Exercise instructions: Skip the pictures and repeat each line of the data exactly.
===== Dataset extract
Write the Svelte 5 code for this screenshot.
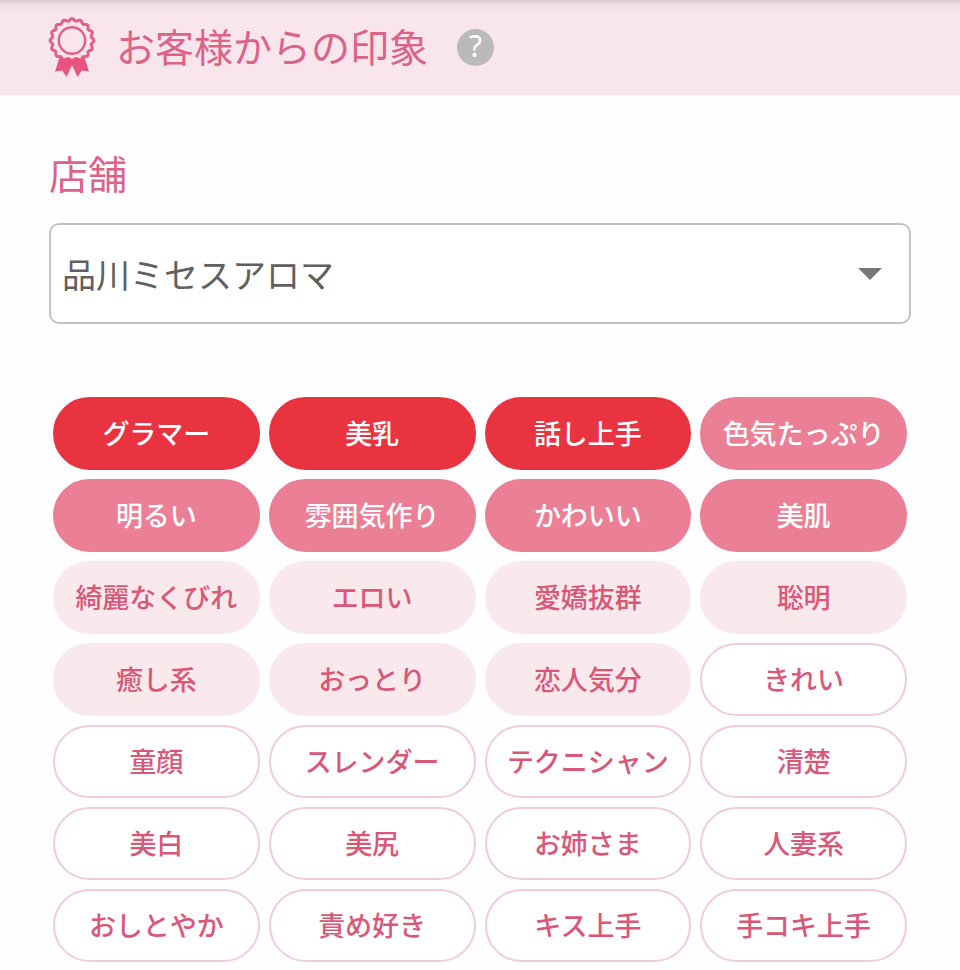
<script lang="ts">
  type Level = 'high' | 'mid' | 'low' | 'none';

  type Tag = {
    name: string;
    level: Level;
  };

  const group = (level: Level, names: string[]): Tag[] => names.map((name) => ({ name, level }));

  const shops = ['品川ミセスアロマ'];

  const tags: Tag[] = [
    ...group('high', ['グラマー', '美乳', '話し上手']),
    ...group('mid', ['色気たっぷり', '明るい', '雰囲気作り', 'かわいい', '美肌']),
    ...group('low', ['綺麗なくびれ', 'エロい', '愛嬌抜群', '聡明', '癒し系', 'おっとり', '恋人気分']),
    ...group('none', [
      'きれい', '童顔', 'スレンダー', 'テクニシャン', '清楚',
      '美白', '美尻', 'お姉さま', '人妻系',
      'おしとやか', '責め好き', 'キス上手', '手コキ上手'
    ])
  ];

  // Wavy edge of the rosette
  function wave(cx: number, cy: number, radius: number, depth: number, bumps: number) {
    const points: string[] = [];
    for (let i = 0; i < 320; i++) {
      const a = (i / 320) * Math.PI * 2;
      const r = radius + depth * Math.cos(a * bumps);
      points.push(`${(cx + r * Math.sin(a)).toFixed(2)} ${(cy - r * Math.cos(a)).toFixed(2)}`);
    }
    return `M${points.join('L')}Z`;
  }

  let shop = $state(shops[0]);
</script>

<header class="header">
  <svg class="rosette" viewBox="0 0 48 62" aria-hidden="true">
    <path class="line" d={wave(24, 23.5, 20.8, 1.1, 16)} />
    <circle class="line thin" cx="24" cy="23.5" r="13.2" />
    <path class="fill" d="M11.5 40.5Q15 42.5 18 40.5Q21.5 39 24 42.5Q26.5 39 30 40.5Q33 42.5 36.5 40.5L41 54.5L33.8 53.5L29.5 60L24 48L18.5 60L14.2 53.5L7 54.5Z" />
  </svg>
  <h1 class="title">お客様からの印象</h1>
  <button class="help" type="button" aria-label="ヘルプ">?</button>
</header>

<main class="content">
  <label class="label" for="shop">店舗</label>
  <div class="field">
    <select id="shop" class="select" bind:value={shop}>
      {#each shops as name}
        <option value={name}>{name}</option>
      {/each}
    </select>
    <svg class="arrow" viewBox="0 0 24 12" aria-hidden="true">
      <path d="M0 0h24L12 12z" />
    </svg>
  </div>

  <ul class="tags">
    {#each tags as tag}
      <li class="tag {tag.level}">{tag.name}</li>
    {/each}
  </ul>
</main>

<style>
  :global(body) {
    margin: 0;
    background: #fefefe;
    font-family: "Noto Sans CJK JP", sans-serif;
  }

  .header {
    display: flex;
    align-items: center;
    box-sizing: border-box;
    height: 95px;
    padding: 0 48px;
    background: linear-gradient(#d9c8ce, #f2dfe5 5px, #f9e6ec 12px);
  }
  .rosette { width: 48px; height: 62px; margin-right: 20px; }
  .line { fill: none; stroke: #e0608a; stroke-width: 3; }
  .thin { stroke-width: 2.4; }
  .fill { fill: #ea5280; }
  .title { margin: 0; padding-bottom: 5px; font-size: 39px; line-height: 56px; font-weight: 400; color: #dc6289; }
  .help {
    width: 37px;
    height: 37px;
    margin-left: 29px;
    padding: 0 0 3px;
    border: 0;
    border-radius: 50%;
    background: #bababa;
    color: #fff;
    font-family: "Noto Sans", sans-serif;
    font-size: 30px;
    line-height: 34px;
  }

  .content { padding: 49px 49px 8px; }
  .label { display: block; font-size: 39px; line-height: 56px; color: #dc6289; }
  .field { display: grid; align-items: center; margin-top: 23px; }
  .select {
    grid-area: 1 / 1;
    appearance: none;
    width: 100%;
    height: 101px;
    padding: 0 60px 0 11px;
    border: 2px solid #c2c2c2;
    border-radius: 10px;
    background: #fff;
    color: #606060;
    font-family: inherit;
    font-size: 34px;
  }
  .arrow {
    grid-area: 1 / 1;
    justify-self: end;
    width: 24px;
    height: 12px;
    margin-right: 29px;
    fill: #777;
    pointer-events: none;
  }

  .tags {
    display: grid;
    grid-template-columns: repeat(4, 1fr);
    gap: 9px;
    margin: 73px 0 0;
    padding: 0 4px;
    list-style: none;
  }
  .tag {
    display: flex;
    align-items: center;
    justify-content: center;
    box-sizing: border-box;
    height: 73px;
    padding-bottom: 3px;
    border: 2px solid transparent;
    border-radius: 37px;
    font-size: 27px;
    font-weight: 500;
    white-space: nowrap;
    color: #d95878;
  }
  .high { border-color: #e93340; background: #e93340; color: #fff; }
  .mid { border-color: #eb7f96; background: #eb7f96; color: #fff; }
  .low { border-color: #fae9ec; background: #fae9ec; }
  .none { border-color: #efcdd7; background: #fff; }
</style>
==========
In response:
Write the Svelte 5 code for this screenshot.
<script lang="ts">
  type Level = 'high' | 'mid' | 'low' | 'none';

  type Tag = {
    name: string;
    level: Level;
  };

  const group = (level: Level, names: string[]): Tag[] => names.map((name) => ({ name, level }));

  const shops = ['品川ミセスアロマ'];

  const tags: Tag[] = [
    ...group('high', ['グラマー', '美乳', '話し上手']),
    ...group('mid', ['色気たっぷり', '明るい', '雰囲気作り', 'かわいい', '美肌']),
    ...group('low', ['綺麗なくびれ', 'エロい', '愛嬌抜群', '聡明', '癒し系', 'おっとり', '恋人気分']),
    ...group('none', [
      'きれい', '童顔', 'スレンダー', 'テクニシャン', '清楚',
      '美白', '美尻', 'お姉さま', '人妻系',
      'おしとやか', '責め好き', 'キス上手', '手コキ上手'
    ])
  ];

  // Wavy edge of the rosette
  function wave(cx: number, cy: number, radius: number, depth: number, bumps: number) {
    const points: string[] = [];
    for (let i = 0; i < 320; i++) {
      const a = (i / 320) * Math.PI * 2;
      const r = radius + depth * Math.cos(a * bumps);
      points.push(`${(cx + r * Math.sin(a)).toFixed(2)} ${(cy - r * Math.cos(a)).toFixed(2)}`);
    }
    return `M${points.join('L')}Z`;
  }

  let shop = $state(shops[0]);
</script>

<header class="header">
  <svg class="rosette" viewBox="0 0 48 62" aria-hidden="true">
    <path class="line" d={wave(24, 23.5, 20.8, 1.1, 16)} />
    <circle class="line thin" cx="24" cy="23.5" r="13.2" />
    <path class="fill" d="M11.5 40.5Q15 42.5 18 40.5Q21.5 39 24 42.5Q26.5 39 30 40.5Q33 42.5 36.5 40.5L41 54.5L33.8 53.5L29.5 60L24 48L18.5 60L14.2 53.5L7 54.5Z" />
  </svg>
  <h1 class="title">お客様からの印象</h1>
  <button class="help" type="button" aria-label="ヘルプ">?</button>
</header>

<main class="content">
  <label class="label" for="shop">店舗</label>
  <div class="field">
    <select id="shop" class="select" bind:value={shop}>
      {#each shops as name}
        <option value={name}>{name}</option>
      {/each}
    </select>
    <svg class="arrow" viewBox="0 0 24 12" aria-hidden="true">
      <path d="M0 0h24L12 12z" />
    </svg>
  </div>

  <ul class="tags">
    {#each tags as tag}
      <li class="tag {tag.level}">{tag.name}</li>
    {/each}
  </ul>
</main>

<style>
  :global(body) {
    margin: 0;
    background: #fefefe;
    font-family: "Noto Sans CJK JP", sans-serif;
  }

  .header {
    display: flex;
    align-items: center;
    box-sizing: border-box;
    height: 95px;
    padding: 0 48px;
    background: linear-gradient(#d9c8ce, #f2dfe5 5px, #f9e6ec 12px);
  }
  .rosette { width: 48px; height: 62px; margin-right: 20px; }
  .line { fill: none; stroke: #e0608a; stroke-width: 3; }
  .thin { stroke-width: 2.4; }
  .fill { fill: #ea5280; }
  .title { margin: 0; padding-bottom: 5px; font-size: 39px; line-height: 56px; font-weight: 400; color: #dc6289; }
  .help {
    width: 37px;
    height: 37px;
    margin-left: 29px;
    padding: 0 0 3px;
    border: 0;
    border-radius: 50%;
    background: #bababa;
    color: #fff;
    font-family: "Noto Sans", sans-serif;
    font-size: 30px;
    line-height: 34px;
  }

  .content { padding: 49px 49px 8px; }
  .label { display: block; font-size: 39px; line-height: 56px; color: #dc6289; }
  .field { display: grid; align-items: center; margin-top: 23px; }
  .select {
    grid-area: 1 / 1;
    appearance: none;
    width: 100%;
    height: 101px;
    padding: 0 60px 0 11px;
    border: 2px solid #c2c2c2;
    border-radius: 10px;
    background: #fff;
    color: #606060;
    font-family: inherit;
    font-size: 34px;
  }
  .arrow {
    grid-area: 1 / 1;
    justify-self: end;
    width: 24px;
    height: 12px;
    margin-right: 29px;
    fill: #777;
    pointer-events: none;
  }

  .tags {
    display: grid;
    grid-template-columns: repeat(4, 1fr);
    gap: 9px;
    margin: 73px 0 0;
    padding: 0 4px;
    list-style: none;
  }
  .tag {
    display: flex;
    align-items: center;
    justify-content: center;
    box-sizing: border-box;
    height: 73px;
    padding-bottom: 3px;
    border: 2px solid transparent;
    border-radius: 37px;
    font-size: 27px;
    font-weight: 500;
    white-space: nowrap;
    color: #d95878;
  }
  .high { border-color: #e93340; background: #e93340; color: #fff; }
  .mid { border-color: #eb7f96; background: #eb7f96; color: #fff; }
  .low { border-color: #fae9ec; background: #fae9ec; }
  .none { border-color: #efcdd7; background: #fff; }
</style>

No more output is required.